Investimentos não refletem entusiasmo
Dusaintpère lembra que o entusiasmo do brasileiro com a IA é “inversamente proporcional”com a posição do Brasil em termos de investimento e envolvimento governamental com a tecnologia. Em termos de fluxo de capital, o país fica bem atrás de nações como EUA, Canadá, Itália e Alemanha.
Ao comparar o grau de engajamento de diferentes países com a IA, o Brasil aparece com a nota 8 (em uma escala de zero a 10) em “familiaridade”, “confiança” e “adoção pela força de trabalho”. Do outro lado, o país recebeu nota 4 em “fluxo de investimento” e pontuação 3 nos quesitos “patentes” e “envolvimento governamental”.

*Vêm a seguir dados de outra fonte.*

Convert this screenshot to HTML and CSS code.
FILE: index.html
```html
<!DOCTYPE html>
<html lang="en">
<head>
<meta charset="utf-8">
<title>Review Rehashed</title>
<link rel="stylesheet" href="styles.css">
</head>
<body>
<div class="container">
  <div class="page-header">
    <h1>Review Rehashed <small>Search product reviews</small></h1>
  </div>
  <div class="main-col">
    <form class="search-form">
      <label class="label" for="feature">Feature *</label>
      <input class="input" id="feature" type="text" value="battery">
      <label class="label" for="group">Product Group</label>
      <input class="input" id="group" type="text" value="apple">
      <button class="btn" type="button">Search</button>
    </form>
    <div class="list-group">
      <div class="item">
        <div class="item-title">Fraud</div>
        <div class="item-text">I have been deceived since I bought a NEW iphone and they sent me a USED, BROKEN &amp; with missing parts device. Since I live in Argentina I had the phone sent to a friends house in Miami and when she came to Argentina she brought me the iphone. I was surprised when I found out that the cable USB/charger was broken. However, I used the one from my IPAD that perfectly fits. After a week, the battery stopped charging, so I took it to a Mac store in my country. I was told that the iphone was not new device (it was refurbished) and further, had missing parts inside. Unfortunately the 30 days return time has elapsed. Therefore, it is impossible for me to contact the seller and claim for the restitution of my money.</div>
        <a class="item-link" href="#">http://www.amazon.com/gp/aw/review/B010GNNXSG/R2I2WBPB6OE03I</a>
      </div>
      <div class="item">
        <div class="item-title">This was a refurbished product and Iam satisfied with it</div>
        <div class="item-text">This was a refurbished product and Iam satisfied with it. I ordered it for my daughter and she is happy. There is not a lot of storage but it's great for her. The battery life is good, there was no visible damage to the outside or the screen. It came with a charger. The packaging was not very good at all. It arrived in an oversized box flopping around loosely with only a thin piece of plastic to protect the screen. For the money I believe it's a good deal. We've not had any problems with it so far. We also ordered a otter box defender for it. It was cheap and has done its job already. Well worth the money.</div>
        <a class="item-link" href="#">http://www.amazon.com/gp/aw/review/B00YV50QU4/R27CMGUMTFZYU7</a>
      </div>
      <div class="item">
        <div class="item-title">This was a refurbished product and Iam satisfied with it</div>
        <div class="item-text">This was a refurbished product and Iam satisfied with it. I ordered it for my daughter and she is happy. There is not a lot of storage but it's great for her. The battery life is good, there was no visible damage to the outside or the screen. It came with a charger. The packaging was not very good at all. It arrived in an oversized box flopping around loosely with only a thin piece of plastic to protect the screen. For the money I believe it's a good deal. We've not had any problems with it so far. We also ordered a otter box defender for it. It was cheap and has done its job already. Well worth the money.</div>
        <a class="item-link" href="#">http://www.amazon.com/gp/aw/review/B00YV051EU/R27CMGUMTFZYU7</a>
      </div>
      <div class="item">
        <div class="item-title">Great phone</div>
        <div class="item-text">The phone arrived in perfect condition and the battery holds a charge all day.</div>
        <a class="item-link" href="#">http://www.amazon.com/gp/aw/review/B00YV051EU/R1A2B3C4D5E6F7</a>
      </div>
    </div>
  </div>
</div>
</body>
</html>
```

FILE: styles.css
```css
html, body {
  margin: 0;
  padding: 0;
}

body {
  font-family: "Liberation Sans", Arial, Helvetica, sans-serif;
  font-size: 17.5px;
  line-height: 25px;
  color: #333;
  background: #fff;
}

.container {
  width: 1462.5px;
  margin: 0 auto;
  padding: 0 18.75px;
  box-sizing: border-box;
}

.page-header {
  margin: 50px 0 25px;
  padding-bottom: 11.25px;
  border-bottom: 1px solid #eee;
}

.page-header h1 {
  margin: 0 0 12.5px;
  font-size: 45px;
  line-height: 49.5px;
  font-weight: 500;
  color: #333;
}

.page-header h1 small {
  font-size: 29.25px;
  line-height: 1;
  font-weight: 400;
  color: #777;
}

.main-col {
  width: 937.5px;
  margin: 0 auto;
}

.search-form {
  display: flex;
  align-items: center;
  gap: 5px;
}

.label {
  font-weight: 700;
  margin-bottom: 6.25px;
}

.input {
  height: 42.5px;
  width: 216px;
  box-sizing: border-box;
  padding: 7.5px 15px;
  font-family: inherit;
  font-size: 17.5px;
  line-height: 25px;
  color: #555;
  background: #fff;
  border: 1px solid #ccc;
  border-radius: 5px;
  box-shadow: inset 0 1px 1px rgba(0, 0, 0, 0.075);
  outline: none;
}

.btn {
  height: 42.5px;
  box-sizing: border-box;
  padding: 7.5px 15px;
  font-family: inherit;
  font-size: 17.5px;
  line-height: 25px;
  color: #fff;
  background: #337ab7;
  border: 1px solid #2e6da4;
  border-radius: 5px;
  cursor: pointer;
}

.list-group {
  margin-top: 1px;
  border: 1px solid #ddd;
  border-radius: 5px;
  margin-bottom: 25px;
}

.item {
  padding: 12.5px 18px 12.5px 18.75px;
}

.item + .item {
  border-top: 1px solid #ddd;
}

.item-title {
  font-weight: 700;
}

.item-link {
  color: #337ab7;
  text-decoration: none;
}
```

O sócio da Oliver Wyman explica ainda que há um apetite das empresas brasileiras em “consumir” ferramentas de inteligência artificial para reduzir custos e aumentar a produtividade, mas o país tem lacunas em relação ao capital que irriga o desenvolvimento dessa tecnologia.
— Há menos fundos de Venture Capital (capital de risco) no Brasil em comparação com outros países, e menos startups e scale-ups (empresas maduras) brasileiras desenvolvendo esse tipo de tecnologia no Brasil — afirma Dusaintpère.

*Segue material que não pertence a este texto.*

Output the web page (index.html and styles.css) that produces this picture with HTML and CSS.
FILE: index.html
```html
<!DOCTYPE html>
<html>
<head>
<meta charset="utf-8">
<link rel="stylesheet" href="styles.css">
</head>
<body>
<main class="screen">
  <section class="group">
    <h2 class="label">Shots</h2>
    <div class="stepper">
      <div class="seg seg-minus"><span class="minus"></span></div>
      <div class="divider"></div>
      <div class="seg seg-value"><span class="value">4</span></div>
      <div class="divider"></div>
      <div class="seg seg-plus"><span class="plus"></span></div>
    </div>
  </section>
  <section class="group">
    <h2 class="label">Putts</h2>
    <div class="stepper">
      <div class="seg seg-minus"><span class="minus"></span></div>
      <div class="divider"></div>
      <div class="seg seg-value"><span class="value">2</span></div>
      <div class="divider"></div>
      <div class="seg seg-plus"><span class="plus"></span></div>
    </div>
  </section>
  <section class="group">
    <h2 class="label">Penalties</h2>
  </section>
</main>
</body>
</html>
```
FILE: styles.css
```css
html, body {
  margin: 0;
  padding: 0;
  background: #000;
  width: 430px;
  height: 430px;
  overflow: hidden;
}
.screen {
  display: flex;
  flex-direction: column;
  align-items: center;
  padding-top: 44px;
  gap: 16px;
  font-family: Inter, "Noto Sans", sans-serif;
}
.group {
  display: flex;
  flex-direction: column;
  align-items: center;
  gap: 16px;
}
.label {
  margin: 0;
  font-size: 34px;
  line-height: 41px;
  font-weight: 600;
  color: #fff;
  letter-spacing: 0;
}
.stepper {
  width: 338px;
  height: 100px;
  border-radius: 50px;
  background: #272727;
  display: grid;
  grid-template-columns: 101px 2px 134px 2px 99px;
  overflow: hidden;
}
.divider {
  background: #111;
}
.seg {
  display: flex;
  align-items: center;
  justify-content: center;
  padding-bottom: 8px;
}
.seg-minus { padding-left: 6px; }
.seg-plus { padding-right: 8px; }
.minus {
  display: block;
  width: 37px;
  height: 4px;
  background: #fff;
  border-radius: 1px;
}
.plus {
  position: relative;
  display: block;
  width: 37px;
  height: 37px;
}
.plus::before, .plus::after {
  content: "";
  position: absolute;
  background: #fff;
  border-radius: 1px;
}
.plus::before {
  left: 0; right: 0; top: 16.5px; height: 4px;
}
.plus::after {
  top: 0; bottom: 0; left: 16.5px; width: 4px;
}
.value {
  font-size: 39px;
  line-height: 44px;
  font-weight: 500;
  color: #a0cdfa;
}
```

Ele lembra também que, globalmente, Europa e EUA concentram a maior parte de todos os investimentos em IA. Dados da consultoria CB Insights mostram que o capital de risco voltado para inteligência artificial totalizou US$ 42,5 bilhões, no mundo, em 2023. Desse montante, 73,8% foi irrigado para startaups americanas e 15,2% para para europeias.
Sobre o nível de engajamento governamental nessa gente, Dusaintpère diz que enxerga avanços do governo atual em relação à agenda de tecnologia. No início do mês, durante reunião do Conselho Nacional de Ciência e Tecnologia (CNCT), o presidente Lula defendeu a criação de um plano nacional para a inteligência artificial. No Congresso, parlamentares discutem um projeto de lei para regular a tecnologia.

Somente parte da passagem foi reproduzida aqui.